• [Given instruction]: Which lines in the material below contain the word "React"? Copy each of them.

• [Information given]:
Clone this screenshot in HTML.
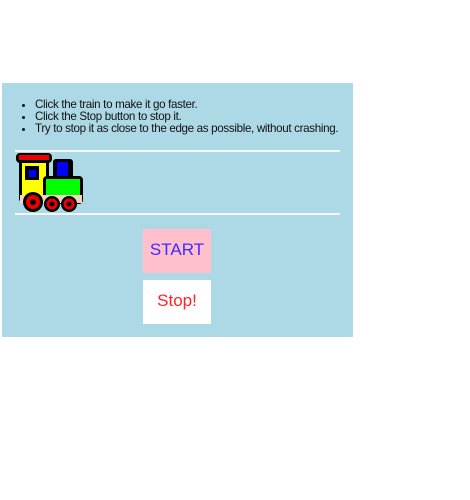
<!DOCTYPE html><html><head><style>
body{margin:0;background:#fff;font-family:"Liberation Sans",sans-serif}
#p{position:absolute;left:2px;top:83px;width:351px;height:254px;background:#add8e6}
ul{position:absolute;left:0;top:16px;margin:0;padding-left:33px;font-size:11.6px;letter-spacing:-0.33px;line-height:12px;color:#111;white-space:nowrap}
.hr{position:absolute;left:13px;width:325px;height:2px;background:#f4f8fa}
.b{position:absolute;left:141px;width:68px;height:44px;font-size:17px;text-align:center;line-height:42px}
</style></head><body><div id="p">
<ul><li>Click the train to make it go faster.</li><li>Click the Stop button to stop it.</li><li>Try to stop it as close to the edge as possible, without crashing.</li></ul>
<div class="hr" style="top:67px"></div>
<svg style="position:absolute;left:13px;top:69px" width="70" height="62" viewBox="0 0 70 62">
<rect x="1" y="1" width="36" height="10" rx="4" fill="#000"/><rect x="4" y="3" width="30" height="5" fill="#e00"/>
<rect x="4" y="8" width="30" height="42" rx="3" fill="#000"/><rect x="7" y="11" width="24" height="36" fill="#ff0"/>
<rect x="10" y="14" width="14" height="14" fill="#000"/><rect x="14" y="18" width="7" height="7" fill="#00f"/>
<rect x="38" y="7" width="20" height="22" rx="3" fill="#000"/><rect x="42" y="10" width="11" height="16" fill="#00f"/>
<rect x="28" y="24" width="40" height="28" rx="4" fill="#000"/><rect x="31" y="27" width="34" height="17" fill="#0f0"/>
<rect x="5" y="43" width="62" height="8" fill="#f3d4c0"/>
<circle cx="18" cy="50" r="10" fill="#000"/><circle cx="18" cy="50" r="7" fill="#e00"/><circle cx="18" cy="50" r="3" fill="#000"/>
<circle cx="37" cy="52" r="8" fill="#000"/><circle cx="37" cy="52" r="5.5" fill="#e00"/><circle cx="37" cy="52" r="2.5" fill="#000"/>
<circle cx="54" cy="52" r="8" fill="#000"/><circle cx="54" cy="52" r="5.5" fill="#e00"/><circle cx="54" cy="52" r="2.5" fill="#000"/>
</svg>
<div class="hr" style="top:130px"></div>
<div class="b" style="top:146px;background:#ffc0cb;color:#3b2bff">START</div>
<div class="b" style="top:197px;background:#fff;color:#f22">Stop!</div>
</div></body></html>
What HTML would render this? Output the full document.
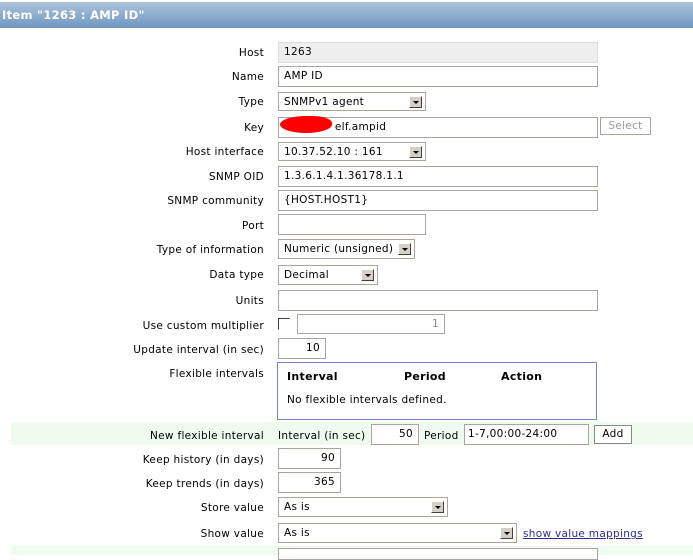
<!DOCTYPE html>
<html><head><style>
body{margin:0;width:693px;height:555px;overflow:hidden;background:#fff;font-family:"DejaVu Sans",Verdana,sans-serif;font-size:10.5px;letter-spacing:0.3px;color:#000;position:relative}
.a{position:absolute}
.hdr{left:0;top:2px;width:693px;height:26px;background:linear-gradient(#adc2da,#6e98c2);color:#fff;font-weight:bold;font-size:11.5px;line-height:26px;padding-left:2px;box-sizing:border-box}
.l{position:absolute;right:429px;text-align:right;white-space:nowrap;margin-top:1px}
.i{position:absolute;border:1px solid #aaa59a;background:#fff;box-sizing:border-box;padding-left:5px;line-height:19px;white-space:nowrap;overflow:hidden}
.r{text-align:right;padding-right:5px}
.s .b{position:absolute;right:3px;top:3px;width:13px;height:12px;background:#d4d0c8;border:1px solid;border-color:#fff #404040 #404040 #fff;box-sizing:border-box}
.s .b:after{content:"";position:absolute;left:3px;top:4px;border:3px solid transparent;border-top:3px solid #000;border-bottom:0}
.g{position:absolute;left:11px;width:682px;background:#effbef}
</style></head><body>
<div class="a hdr">Item "1263 : AMP ID"</div>
<div class="g" style="top:422px;height:23px"></div>
<div class="g" style="top:546px;height:9px"></div>

<div class="l" style="top:46px">Host</div><div class="i" style="left:278px;top:42px;width:320px;height:21px;background:#eee;border-color:#ddd">1263</div>
<div class="l" style="top:70px">Name</div><div class="i" style="left:278px;top:66px;width:320px;height:21px">AMP ID</div>
<div class="l" style="top:95px">Type</div><div class="i s" style="left:278px;top:92px;width:148px;height:19px;line-height:18px">SNMPv1 agent<span class="b"></span></div>
<div class="l" style="top:121px">Key</div><div class="i" style="left:278px;top:117px;width:320px;height:21px">&nbsp;&nbsp;&nbsp;&nbsp;&nbsp;&nbsp;&nbsp;&nbsp;&nbsp;&nbsp;&nbsp;&nbsp;&nbsp;&nbsp;elf.ampid</div>
<div class="a" style="left:280px;top:116px;width:52px;height:17px;background:#f00;border-radius:50% 40% 50% 50%"></div>
<div class="i" style="left:600px;top:117px;width:51px;height:18px;line-height:16px;color:#999;text-align:center;padding:0">Select</div>
<div class="l" style="top:145px">Host interface</div><div class="i s" style="left:278px;top:142px;width:148px;height:19px;line-height:18px">10.37.52.10 : 161<span class="b"></span></div>
<div class="l" style="top:170px">SNMP OID</div><div class="i" style="left:278px;top:166px;width:320px;height:21px">1.3.6.1.4.1.36178.1.1</div>
<div class="l" style="top:194px">SNMP community</div><div class="i" style="left:278px;top:190px;width:320px;height:21px">{HOST.HOST1}</div>
<div class="l" style="top:219px">Port</div><div class="i" style="left:278px;top:214px;width:148px;height:21px"></div>
<div class="l" style="top:243px">Type of information</div><div class="i s" style="left:278px;top:239px;width:137px;height:20px;line-height:19px">Numeric (unsigned)<span class="b"></span></div>
<div class="l" style="top:268px">Data type</div><div class="i s" style="left:278px;top:265px;width:100px;height:20px;line-height:19px">Decimal<span class="b"></span></div>
<div class="l" style="top:294px">Units</div><div class="i" style="left:278px;top:290px;width:320px;height:21px"></div>
<div class="l" style="top:319px">Use custom multiplier</div>
<div class="a" style="left:278px;top:318px;width:12px;height:12px;border:1px solid;border-color:#404040 #fff #fff #404040;box-sizing:border-box;background:#fff"></div>
<div class="i r" style="left:297px;top:314px;width:148px;height:20px;color:#888">1</div>
<div class="l" style="top:343px">Update interval (in sec)</div><div class="i r" style="left:278px;top:338px;width:48px;height:21px">10</div>
<div class="l" style="top:367px">Flexible intervals</div>
<div class="a" style="left:277px;top:362px;width:320px;height:58px;border:1px solid #6c8bc6;box-sizing:border-box">
<div class="a" style="left:9px;top:7px;font-weight:bold;font-size:11px">Interval</div>
<div class="a" style="left:126px;top:7px;font-weight:bold;font-size:11px">Period</div>
<div class="a" style="left:223px;top:7px;font-weight:bold;font-size:11px">Action</div>
<div class="a" style="left:9px;top:31px">No flexible intervals defined.</div></div>
<div class="l" style="top:429px">New flexible interval</div>
<div class="a" style="left:278px;top:430px">Interval (in sec)</div>
<div class="i r" style="left:371px;top:424px;width:48px;height:21px">50</div>
<div class="a" style="left:424px;top:430px">Period</div>
<div class="i" style="left:464px;top:424px;width:125px;height:21px;padding-left:3px">1-7,00:00-24:00</div>
<div class="i" style="left:594px;top:425px;width:38px;height:19px;line-height:17px;text-align:center;padding:0;border-color:#888">Add</div>
<div class="l" style="top:453px">Keep history (in days)</div><div class="i r" style="left:278px;top:448px;width:63px;height:21px">90</div>
<div class="l" style="top:477px">Keep trends (in days)</div><div class="i r" style="left:278px;top:472px;width:63px;height:21px">365</div>
<div class="l" style="top:501px">Store value</div><div class="i s" style="left:278px;top:497px;width:170px;height:20px;line-height:19px">As is<span class="b"></span></div>
<div class="l" style="top:527px">Show value</div><div class="i s" style="left:278px;top:523px;width:239px;height:20px;line-height:19px">As is<span class="b"></span></div>
<div class="a" style="left:523px;top:528px;color:#2b2b9c;text-decoration:underline">show value mappings</div>
<div class="i" style="left:278px;top:548px;width:320px;height:12px"></div>
</body></html>
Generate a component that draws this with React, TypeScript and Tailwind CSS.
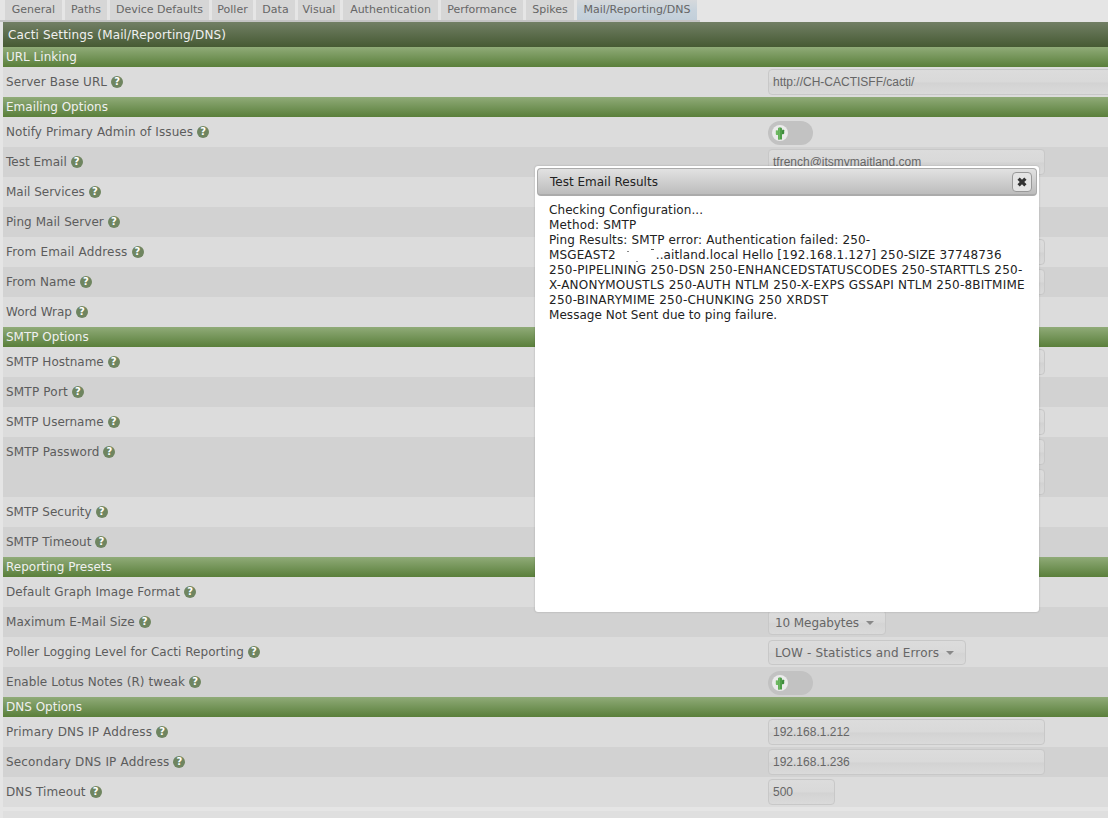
import React from "react";

const tabs = [
  { t: "General", w: "w-[57px]" },
  { t: "Paths", w: "w-[42px]" },
  { t: "Device Defaults", w: "w-[99px]" },
  { t: "Poller", w: "w-[41px]" },
  { t: "Data", w: "w-[39px]" },
  { t: "Visual", w: "w-[42px]" },
  { t: "Authentication", w: "w-[95px]" },
  { t: "Performance", w: "w-[82px]" },
  { t: "Spikes", w: "w-[48px]" },
  { t: "Mail/Reporting/DNS", w: "w-[120px]" },
];

type Ctl =
  | { k: "none" }
  | { k: "input"; v?: string; w?: string }
  | { k: "toggle" }
  | { k: "select"; v: string; w: string; tr?: string; m: string };

type Item =
  | { h: string }
  | { l: string; c: Ctl; c2?: Ctl; tall?: boolean; tr?: string };

const none: Ctl = { k: "none" };
const items: Item[] = [
  { h: "URL Linking" },
  { l: "Server Base URL", tr: "tracking-[0.07px]", c: { k: "input", v: "http://CH-CACTISFF/cacti/", w: "w-[400px]" } },
  { h: "Emailing Options" },
  { l: "Notify Primary Admin of Issues", tr: "tracking-[0.1px]", c: { k: "toggle" } },
  { l: "Test Email", c: { k: "input", v: "tfrench@itsmymaitland.com" } },
  { l: "Mail Services", c: none },
  { l: "Ping Mail Server", tr: "tracking-[0.06px]", c: none },
  { l: "From Email Address", tr: "tracking-[0.17px]", c: { k: "input" } },
  { l: "From Name", tr: "tracking-[0.1px]", c: { k: "input" } },
  { l: "Word Wrap", c: none },
  { h: "SMTP Options" },
  { l: "SMTP Hostname", c: { k: "input" } },
  { l: "SMTP Port", tr: "tracking-[0.2px]", c: none },
  { l: "SMTP Username", c: { k: "input" } },
  { l: "SMTP Password", tr: "tracking-[0.08px]", c: { k: "input" }, c2: { k: "input" }, tall: true },
  { l: "SMTP Security", c: none },
  { l: "SMTP Timeout", c: none },
  { h: "Reporting Presets" },
  { l: "Default Graph Image Format", tr: "tracking-[0.08px]", c: none },
  { l: "Maximum E-Mail Size", tr: "tracking-[0.05px]", c: { k: "select", v: "10 Megabytes", w: "w-[118px]", tr: "tracking-[-0.08px]", m: "ml-[7px]" } },
  { l: "Poller Logging Level for Cacti Reporting", tr: "tracking-[0.03px]", c: { k: "select", v: "LOW - Statistics and Errors", w: "w-[198px]", tr: "tracking-[0.15px]", m: "ml-[7px]" } },
  { l: "Enable Lotus Notes (R) tweak", tr: "tracking-[0.07px]", c: { k: "toggle" } },
  { h: "DNS Options" },
  { l: "Primary DNS IP Address", tr: "tracking-[0.18px]", c: { k: "input", v: "192.168.1.212" } },
  { l: "Secondary DNS IP Address", tr: "tracking-[0.17px]", c: { k: "input", v: "192.168.1.236" } },
  { l: "DNS Timeout", tr: "tracking-[0.09px]", c: { k: "input", v: "500", w: "w-[67px]" } },
];

function Help() {
  return (
    <span className="ml-[4px] inline-flex h-[12px] w-[12px] shrink-0 items-center justify-center rounded-full bg-[#6f8560] text-[10px] font-bold leading-none text-white">
      ?
    </span>
  );
}

function Cactus() {
  return (
    <svg width="10" height="13" viewBox="0 0 10 13" className="block">
      <path d="M3 1.2 C3 .2 7 .2 7 1.2 V12.6 H3 Z" fill="#4f9e4a" />
      <path d="M.8 3.8 C.8 3 3 3 3 3.8 V8 H1.8 C1.1 8 .8 7.5 .8 7 Z" fill="#6fb862" />
      <path d="M7 3.2 C7 2.6 9.2 2.6 9.2 3.2 V6 C9.2 6.7 8.8 7.2 8.2 7.2 H7 Z" fill="#3f8c3c" />
      <path d="M3.4 1 H4.8 V12.6 H3.4 Z" fill="#74bd66" />
    </svg>
  );
}

function Control({ c }: { c: Ctl }) {
  if (c.k === "none") return null;
  if (c.k === "toggle")
    return (
      <div className="mt-[2px] flex h-[24px] w-[45px] items-center rounded-full bg-[#c2c2c2] pl-[4px]">
        <div className="flex h-[16px] w-[16px] items-center justify-center rounded-full bg-[#ebebeb]">
          <Cactus />
        </div>
      </div>
    );
  if (c.k === "select")
    return (
      <div className={`mt-[1px] flex h-[25px] ${c.w} items-center rounded-[4px] border border-[#c8c8c8] bg-[linear-gradient(#dcdcdc_0%,#d9d9d9_48%,#d4d4d4_55%,#dadada_100%)] pl-[6px] text-[12px] text-[#666]`}>
        <span className={`whitespace-nowrap ${c.tr ?? ""}`}>{c.v}</span>
        <span className={`${c.m} h-0 w-0 border-x-[4px] border-t-[4px] border-x-transparent border-t-[#888]`} />
      </div>
    );
  return (
    <div className={`flex h-[26px] ${c.w ?? "w-[277px]"} shrink-0 items-center rounded-[4px] border border-[#c8c8c8] bg-[linear-gradient(#dcdcdc_0%,#d9d9d9_48%,#d3d3d3_55%,#dadada_100%)] pl-[4px] font-['Liberation_Sans',sans-serif] text-[12px] text-[#666]`}>
      {c.v}
    </div>
  );
}

export default function App() {
  let n = 0;
  return (
    <div className="relative flex h-[818px] w-[1108px] flex-col overflow-hidden bg-[#e5e5e5] font-['DejaVu_Sans',Verdana,sans-serif] text-[12px]">
      <div className="flex h-[22px] w-[700px] shrink-0 gap-[3px] border-b-2 border-[#c4c4c4] pl-[5px]">
        {tabs.map(({ t, w }, i) => (
          <div
            key={t}
            className={`flex h-[20px] ${w} items-center justify-center whitespace-nowrap text-[11px] text-[#666] ${
              i === 9
                ? "bg-[linear-gradient(#d6d9dc_0%,#c8d3dc_50%,#c2cfda_100%)]"
                : "bg-[#d6d6d6]"
            }`}
          >
            {t}
          </div>
        ))}
      </div>
      <div className="ml-[3px] shrink-0">
        <div className="flex h-[25px] items-center bg-linear-to-b from-[#727f65] to-[#465a33] pl-[5px] text-[12px] tracking-[0.14px] text-[#f0f0f0]">
          Cacti Settings (Mail/Reporting/DNS)
        </div>
        {items.map((it) => {
          if ("h" in it) {
            n = 0;
            return (
              <div key={it.h} className="flex h-[20px] items-center bg-linear-to-b from-[#90ab78] to-[#5a7f3a] pl-[3px] text-[12px] text-[#f0f0f0]">
                {it.h}
              </div>
            );
          }
          n++;
          const bg = n % 2 === 1 ? "bg-[#dcdcdc]" : "bg-[#d2d2d2]";
          return (
            <div key={it.l} className={`flex ${it.tall ? "h-[60px]" : "h-[30px]"} ${bg}`}>
              <div className="flex h-[30px] w-[765px] shrink-0 items-center pl-[3px] text-[#5c5c5c]">
                <span className={`whitespace-nowrap ${it.tr ?? ""}`}>{it.l}</span>
                <Help />
              </div>
              <div className="flex flex-col justify-start gap-[4px] py-[2px]">
                <div className="flex h-[26px] items-start"><Control c={it.c} /></div>
                {it.c2 && <Control c={it.c2} />}
              </div>
            </div>
          );
        })}
      </div>
      <div className="mt-[4px] ml-[3px] flex-1 bg-[#dfdfdf]" />
      <div className="absolute left-[535px] top-[166px] h-[446px] w-[504px] rounded-[3px] bg-white shadow-[0_0_2px_rgba(0,0,0,0.25)]">
        <div className="mx-[2px] mt-[2px] flex h-[28px] items-center justify-between rounded-[4px] border border-b-2 border-[#ababab] bg-linear-to-b from-[#e2e2e2] to-[#bcbcbc] pl-[12px] pr-[4px] text-[12px] text-[#222]">
          <span>Test Email Results</span>
          <span className="flex h-[20px] w-[20px] items-center justify-center rounded-[4px] border border-[#999] bg-[#e4e4e4]">
            <svg width="12" height="12" viewBox="0 0 12 12">
              <path d="M2.6 2.6 L9.4 9.4 M9.4 2.6 L2.6 9.4" stroke="#333" strokeWidth="3.2" />
            </svg>
          </span>
        </div>
        <div className="whitespace-nowrap pl-[14px] pt-[7px] text-[12px] leading-[15px] text-[#222]">
          <div className="tracking-[0.08px]">Checking Configuration...</div>
          <div className="tracking-[0.16px]">Method: SMTP</div>
          <div className="tracking-[0.14px]">Ping Results: SMTP error: Authentication failed: 250-</div>
          <div className="flex tracking-[0.13px]">
            <span>MSGEAST2</span>
            <span className="relative inline-block w-[40px]">
              <span className="absolute left-[11px] top-[3px] h-[1px] w-[2px] bg-[#888]" />
              <span className="absolute left-[20px] top-[13px] h-[1px] w-[2px] bg-[#888]" />
              <span className="absolute left-[35px] top-[1px] h-[1px] w-[3px] bg-[#555]" />
            </span>
            <span>..aitland.local Hello [192.168.1.127] 250-SIZE 37748736</span>
          </div>
          <div className="tracking-[0.25px]">250-PIPELINING 250-DSN 250-ENHANCEDSTATUSCODES 250-STARTTLS 250-</div>
          <div className="tracking-[0.23px]">X-ANONYMOUSTLS 250-AUTH NTLM 250-X-EXPS GSSAPI NTLM 250-8BITMIME</div>
          <div className="tracking-[0.26px]">250-BINARYMIME 250-CHUNKING 250 XRDST</div>
          <div className="tracking-[0.05px]">Message Not Sent due to ping failure.</div>
        </div>
      </div>
    </div>
  );
}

• [Result below]:
Generate a component that draws this with React, TypeScript and Tailwind CSS.
import React from "react";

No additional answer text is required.